Parametric investigation of thermal-hydrodynamic performance in the innovative helically coiled heat exchangers in the heat pump system

Abstract

This work aims to study the thermal-hydrodynamic performance of innovative multi tubes in tube helically coiled (MTTHC) heat exchanger used in the heat pump system. The 3D finite volume method and realizable k-ε turbulence model is considered to investigate the mechanism of flow and heat transfer in this MTTHC heat exchanger with the different coiled diameter and coiled pitch. Predicted values of pressure drop and outlet temperature are compared with our previous experimental results.

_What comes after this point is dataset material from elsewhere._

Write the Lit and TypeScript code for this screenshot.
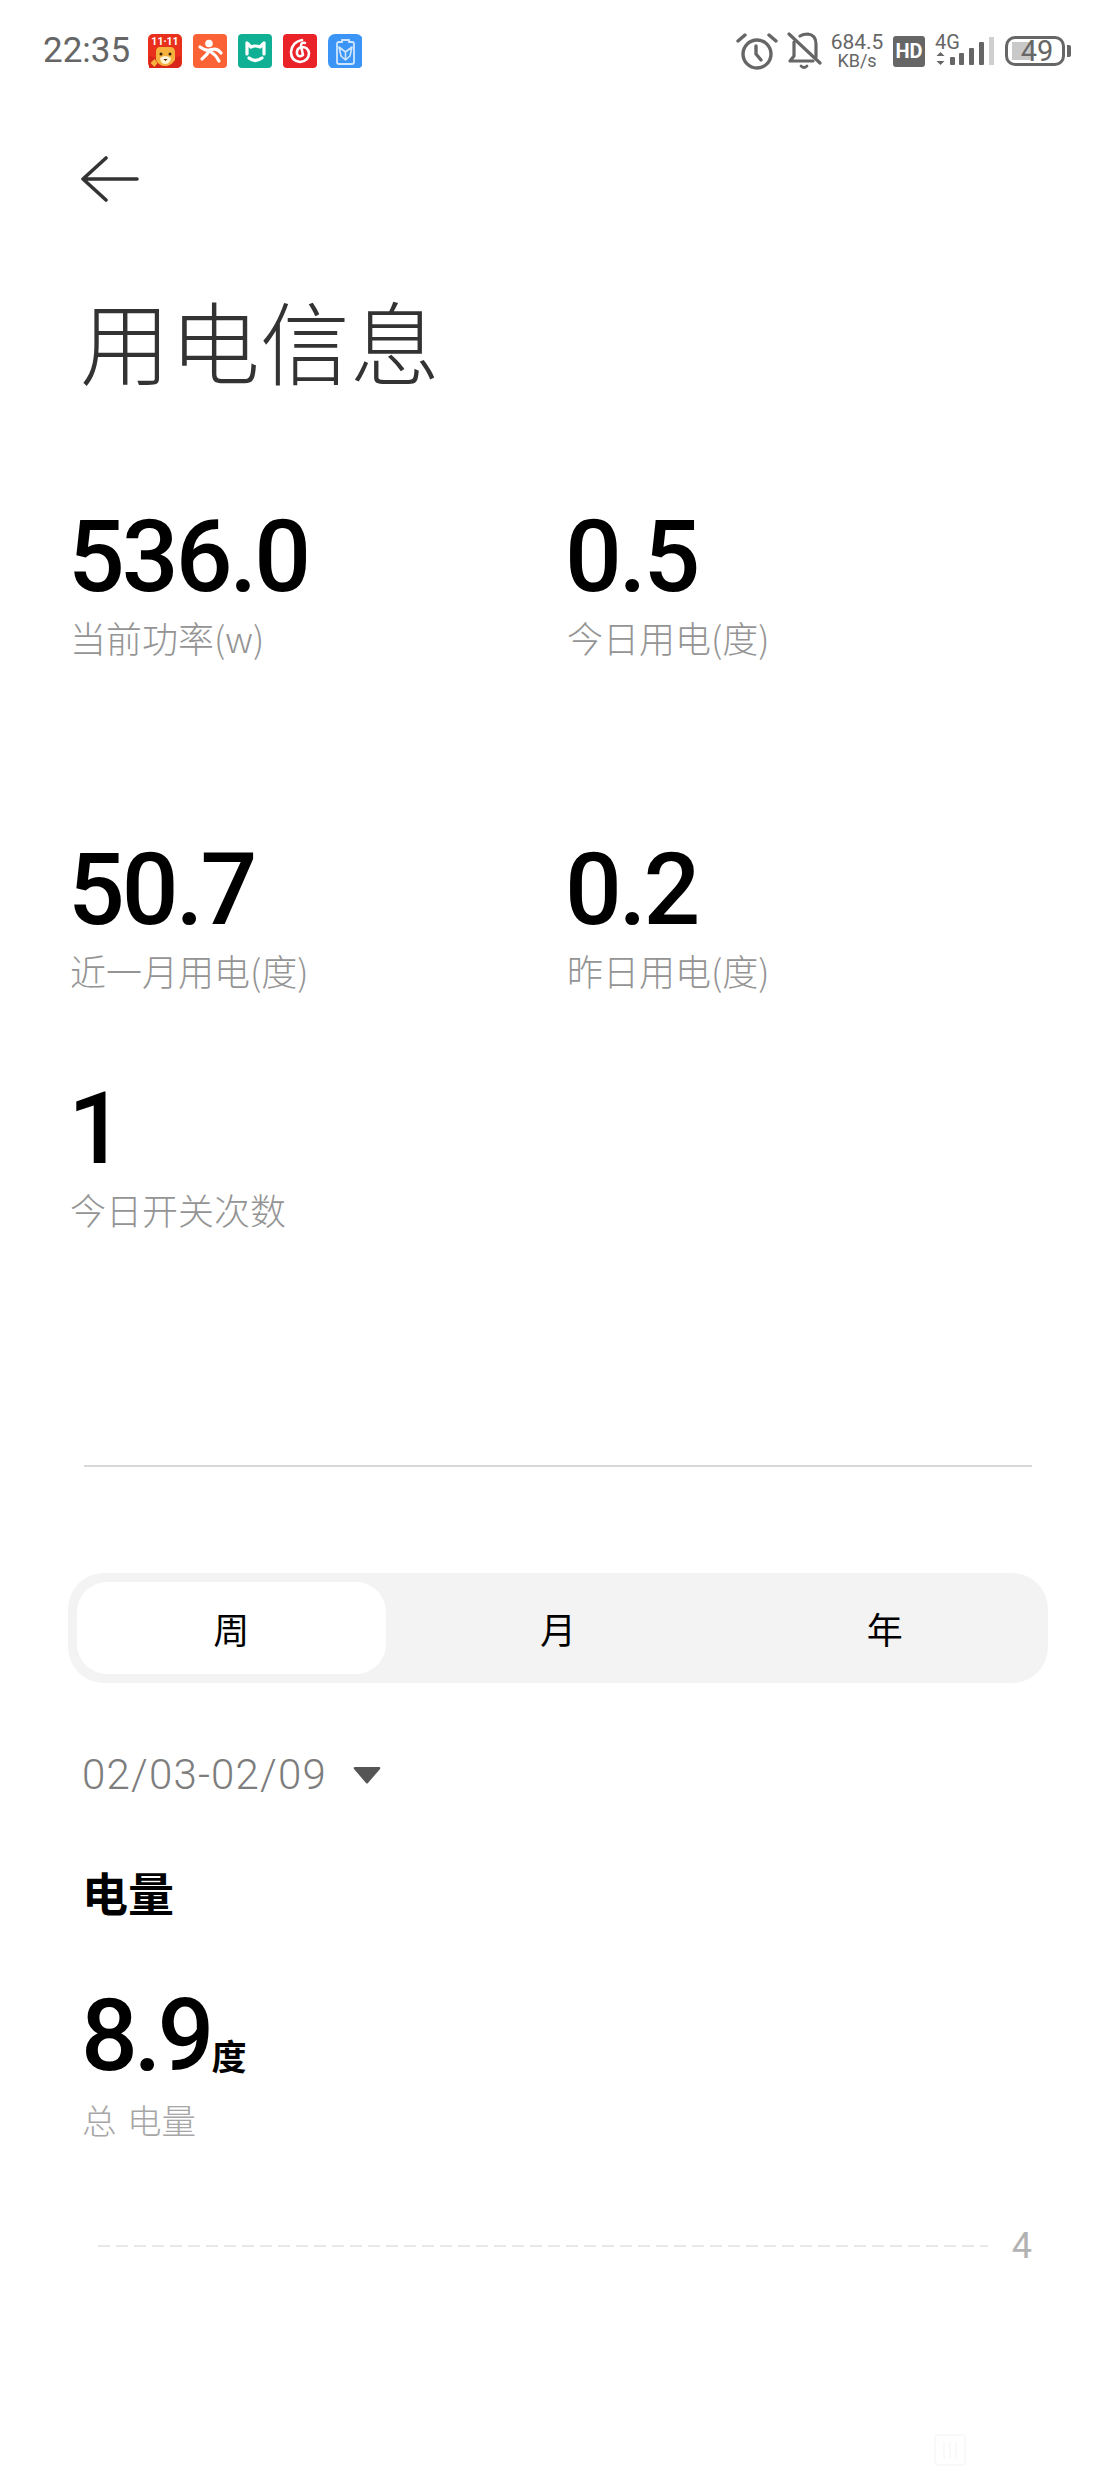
import { LitElement, html, css, svg } from 'lit';
import { customElement, state } from 'lit/decorators.js';

const appIcons = [
  svg`<rect width="34" height="34" rx="5" fill="#e8301c"/>
    <path d="M1 34 V22 L9 24 L25 24 L33 22 V29 Q33 34 28 34 Z" fill="#d9261a"/>
    <path d="M8 18 Q8 13 12 13 L22 13 Q27 13 27 18 L27 26 Q23 32 17 32 Q11 32 8 26 Z" fill="#f6b23e"/>
    <path d="M12 24 Q17 20 23 24 Q22 30 17 30 Q13 30 12 24 Z" fill="#fff3d6"/>
    <circle cx="13" cy="20" r="1.5" fill="#3a2208"/><circle cx="22" cy="20" r="1.5" fill="#3a2208"/>
    <path d="M15.500 25 h4 l-2 2 z" fill="#3a2208"/>
    <path d="M2.500 29 l4-4 3 4 -3 4 z" fill="#f6b23e"/>
    <text x="17" y="10.500" text-anchor="middle" font-size="10.500" font-weight="700" fill="#fff" font-family="Roboto, sans-serif">11·11</text>`,
  svg`<rect width="34" height="34" rx="4" fill="#fb6236"/>
    <circle cx="16" cy="9.500" r="3.800" fill="#fff"/>
    <path d="M7 13 Q14 18 19 15.500 Q24 14 28 19" fill="none" stroke="#fff" stroke-width="3.200" stroke-linecap="round"/>
    <path d="M17 16 Q13 22 9 25 M18 18 Q23 21 26 27" fill="none" stroke="#fff" stroke-width="3.200" stroke-linecap="round"/>`,
  svg`<rect width="34" height="34" rx="4" fill="#0fb094"/>
    <path d="M9 9 L13 13 Q17 11 22 13 L26 9 L26 20 M9 9 L9 20 M11 24 Q17 29 24 24" fill="none" stroke="#fff" stroke-width="3.200" stroke-linecap="round" stroke-linejoin="round"/>`,
  svg`<rect width="34" height="34" rx="4" fill="#ea2328"/>
    <path d="M19 6 Q9 8 8 18 Q8 27 17 28 Q26 27 26 19 Q25 13 19 13 Q13 14 14 20 Q16 24 20 21 L18 12 Q18 8 22 9" fill="none" stroke="#fff" stroke-width="2.600" stroke-linecap="round" stroke-linejoin="round"/>`,
  svg`<rect width="35" height="35" rx="7" fill="#3a95f7"/>
    <path d="M14 6 h7 v2 h3 q2 0 2 2 v18 q0 2-2 2 h-13 q-2 0-2-2 v-18 q0-2 2-2 h3 z" fill="none" stroke="#cfe5fd" stroke-width="1.800"/>
    <path d="M11 13 L17.500 18 L24 13 L22 22 L17.500 26 L13 22 Z M17.500 18 V26" fill="none" stroke="#cfe5fd" stroke-width="1.600" stroke-linejoin="round"/>`,
];

interface Stat {
  value: string;
  label: string;
}

@customElement('app-root')
export class AppRoot extends LitElement {
  static styles = css`
    :host {
      display: block;
      width: 1116px;
      height: 2480px;
      background: #fff;
      font-family: "Noto Sans CJK SC", "Noto Sans", sans-serif;
      overflow: hidden;
      position: relative;
    }

    .status {
      height: 102px;
      display: flex;
      align-items: center;
      justify-content: space-between;
      padding: 0 45px 0 43px;
      box-sizing: border-box;
      color: #666;
    }
    .status-left,
    .status-right {
      display: flex;
      align-items: center;
    }
    .time {
      font: 400 35px/40px Roboto, sans-serif;
      width: 105px;
    }
    .apps {
      display: flex;
      gap: 11px;
    }
    .apps svg {
      width: 34px;
      height: 34px;
      display: block;
    }
    .speed {
      width: 54px;
      margin: 0 9px 0 7px;
      font-family: Roboto, sans-serif;
      text-align: center;
      white-space: nowrap;
    }
    .speed div:first-child {
      font-size: 21px;
      line-height: 20px;
    }
    .speed div:last-child {
      font-size: 18px;
      line-height: 18px;
    }
    .hd {
      width: 32px;
      height: 31px;
      background: #666;
      color: #fff;
      border-radius: 3px;
      font: 700 20px/31px Roboto, sans-serif;
      text-align: center;
      margin-right: 10px;
    }
    .net {
      position: relative;
      width: 60px;
      height: 32px;
      margin-right: 10px;
    }
    .net span {
      position: absolute;
      left: 0;
      top: -2px;
      font: 400 20px/18px Roboto, sans-serif;
    }
    .net svg {
      position: absolute;
      left: 0;
      top: 0;
    }
    .battery {
      display: flex;
      align-items: center;
      gap: 2px;
    }
    .battery-body {
      position: relative;
      width: 60px;
      height: 30px;
      box-sizing: border-box;
      border: 3px solid #666;
      border-radius: 10px;
      font: 400 29px/24px Roboto, sans-serif;
      text-align: center;
    }
    .battery-body i {
      position: absolute;
      left: 4px;
      top: 3px;
      width: 20px;
      height: 18px;
      background: #c9c9c9;
    }
    .battery-body span {
      position: relative;
      left: 2px;
    }
    .battery-nub {
      width: 4px;
      height: 12px;
      background: #666;
      border-radius: 0 2px 2px 0;
    }

    .back {
      display: block;
      margin: 54px 0 0 81px;
    }
    h1 {
      margin: 87px 0 0 80px;
      font-size: 90px;
      line-height: 100px;
      font-weight: 300;
      color: #333;
    }

    .stats {
      display: grid;
      grid-template-columns: 497px 1fr;
      grid-template-rows: 333px 239px 387px;
      margin-top: 117px;
      padding-left: 70px;
    }
    .stat-wide {
      grid-column: 1 / 3;
    }
    .num {
      font: 500 100px/96px Roboto, sans-serif;
      color: #000;
      letter-spacing: -3px;
      margin: 3px 0 0 -2px;
    }
    .label {
      font-size: 36px;
      line-height: 50px;
      color: #949494;
      font-weight: 300;
      margin-top: 7px;
    }

    .divider {
      height: 2px;
      background: #d8d8d8;
      margin: 0 84px;
    }

    .tabs {
      display: grid;
      grid-template-columns: repeat(3, 1fr);
      height: 110px;
      margin: 106px 68px 0;
      border-radius: 36px;
      background: #f3f3f3;
    }
    .tab {
      margin: 9px;
      border-radius: 30px;
      display: flex;
      align-items: center;
      justify-content: center;
      font-size: 36px;
      color: #000;
      cursor: pointer;
    }
    .tab.active {
      background: #fff;
    }

    .range {
      display: flex;
      align-items: center;
      gap: 26px;
      margin: 67px 0 0 82px;
      font: 300 42px/50px Roboto, sans-serif;
      color: #7d7d7d;
      letter-spacing: 1.200px;
    }

    h2 {
      margin: 61px 0 0 82px;
      font-size: 46px;
      line-height: 60px;
      font-weight: 700;
      color: #000;
    }
    .total {
      display: flex;
      align-items: baseline;
      margin: 65px 0 0 81px;
      line-height: 100px;
    }
    .total .num {
      line-height: 100px;
      letter-spacing: -4px;
      margin: 0;
    }
    .total b {
      font-size: 35px;
      line-height: 40px;
      font-weight: 700;
      margin-left: 1px;
      color: #000;
    }
    .total-label {
      margin: 11px 0 0 82px;
      font-size: 34.500px;
      line-height: 44px;
      color: #a6a6a6;
      font-weight: 300;
      word-spacing: 3px;
    }

    .axis {
      display: flex;
      align-items: center;
      margin: 85px 0 0 98px;
      padding-right: 84px;
      height: 40px;
      gap: 24px;
    }
    .dash {
      flex: 1;
      height: 2px;
      background: repeating-linear-gradient(90deg, #e8e8e8 0 12px, transparent 12px 18px);
    }
    .axis span {
      font: 400 36px/40px Roboto, sans-serif;
      color: #b2b2b2;
    }
    .mark {
      position: absolute;
      left: 933px;
      top: 2433px;
      opacity: 0.02;
    }
  `;

  @state() stats: Stat[] = [
    { value: '536.0', label: '当前功率(w)' },
    { value: '0.5', label: '今日用电(度)' },
    { value: '50.7', label: '近一月用电(度)' },
    { value: '0.2', label: '昨日用电(度)' },
    { value: '1', label: '今日开关次数' },
  ];

  @state() tabs = ['周', '月', '年'];
  @state() active = 0;

  renderStatus() {
    return html`
      <div class="status">
        <div class="status-left">
          <div class="time">22:35</div>
          <div class="apps">
            ${appIcons.map((i) => html`<svg viewBox="0 0 34 34">${i}</svg>`)}
          </div>
        </div>
        <div class="status-right">
          <svg width="42" height="38" viewBox="0 0 42 38" fill="none" stroke="#666" stroke-width="3.400" stroke-linecap="round">
            <circle cx="21" cy="22" r="14"/>
            <path d="M20 14 V22 L25 28"/>
            <path d="M2 9 L9 3 M40 9 L33 3"/>
          </svg>
          <svg style="margin-left:9px" width="36" height="38" viewBox="0 0 36 38" fill="none" stroke="#666" stroke-width="3.200" stroke-linecap="round" stroke-linejoin="round">
            <path d="M13 4 Q16 2 21 2 Q29 3 29 12 V25"/>
            <path d="M7 10 V24 L3 29 H26"/>
            <path d="M2 2 L33 31"/>
            <path d="M14 34 Q17 37 20 34" stroke-width="2.600"/>
          </svg>
          <div class="speed"><div>684.5</div><div>KB/s</div></div>
          <div class="hd">HD</div>
          <div class="net">
            <span>4G</span>
            <svg width="60" height="32" viewBox="0 0 60 32" fill="#666">
              <path d="M5.500 17 L9.500 21 H1.500 Z M5.500 30 L1.500 26 H9.500 Z"/>
              <rect x="15" y="22" width="5" height="8" rx="1"/>
              <rect x="24" y="18" width="5" height="12" rx="1"/>
              <rect x="34" y="13" width="5" height="17" rx="1"/>
              <rect x="44" y="7" width="5" height="23" rx="1"/>
              <rect x="54" y="2" width="5" height="28" fill="#cfcfcf"/>
            </svg>
          </div>
          <div class="battery">
            <div class="battery-body"><i></i><span>49</span></div>
            <div class="battery-nub"></div>
          </div>
        </div>
      </div>
    `;
  }

  render() {
    return html`
      ${this.renderStatus()}
      <svg class="back" width="58" height="46" viewBox="0 0 58 46" fill="none" stroke="#333" stroke-width="3.600" stroke-linecap="round" stroke-linejoin="round">
        <path d="M25 2 L2 23 L25 44 M2 23 H56"/>
      </svg>
      <h1>用电信息</h1>

      <div class="stats">
        ${this.stats.map(
          (s, i) => html`
            <div class="stat ${i === 4 ? 'stat-wide' : ''}">
              <div class="num">${s.value}</div>
              <div class="label">${s.label}</div>
            </div>
          `
        )}
      </div>

      <div class="divider"></div>

      <div class="tabs">
        ${this.tabs.map(
          (t, i) => html`
            <div class="tab ${i === this.active ? 'active' : ''}" @click=${() => (this.active = i)}>${t}</div>
          `
        )}
      </div>

      <div class="range">
        <span>02/03-02/09</span>
        <svg width="28" height="18" viewBox="0 0 28 18"><path d="M2 1 H26 Q28 1 27 3 L15 17 Q14 18 13 17 L1 3 Q0 1 2 1 Z" fill="#555"/></svg>
      </div>

      <h2>电量</h2>
      <div class="total">
        <div class="num">8.9</div>
        <b>度</b>
      </div>
      <div class="total-label">总 电量</div>

      <div class="axis">
        <div class="dash"></div>
        <span>4</span>
      </div>

      <svg class="mark" width="34" height="34" viewBox="0 0 34 34" fill="none" stroke="#000" stroke-width="2">
        <rect x="2" y="2" width="30" height="30" rx="3"/>
        <path d="M11 9 V26 M17 9 V26 M23 9 V26"/>
      </svg>
    `;
  }
}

The comparison shows the numerical method can be well to use for evaluating the performance of this novel MTTHC. The distributions of velocity, temperature and pressure along the flow direction for the certain cross-sections are presented. The effects of structural parameters of MTTHC and flow rates of inner and outer tube on the overall heat transfer coefficient, effectiveness and NTU, pumping power and pressure drop, thermal and hydrodynamic performance index (ξ) and inner and outer tube Nusselt number are investigated. It is found that decreasing the coiled diameter or increasing the coiled pitch can improve thermal performance. In addition, increasing the flow rate leads to an increase in pressure drop and pumping power. However, ξ enhances with increasing mw, and it worsens with increasing mref.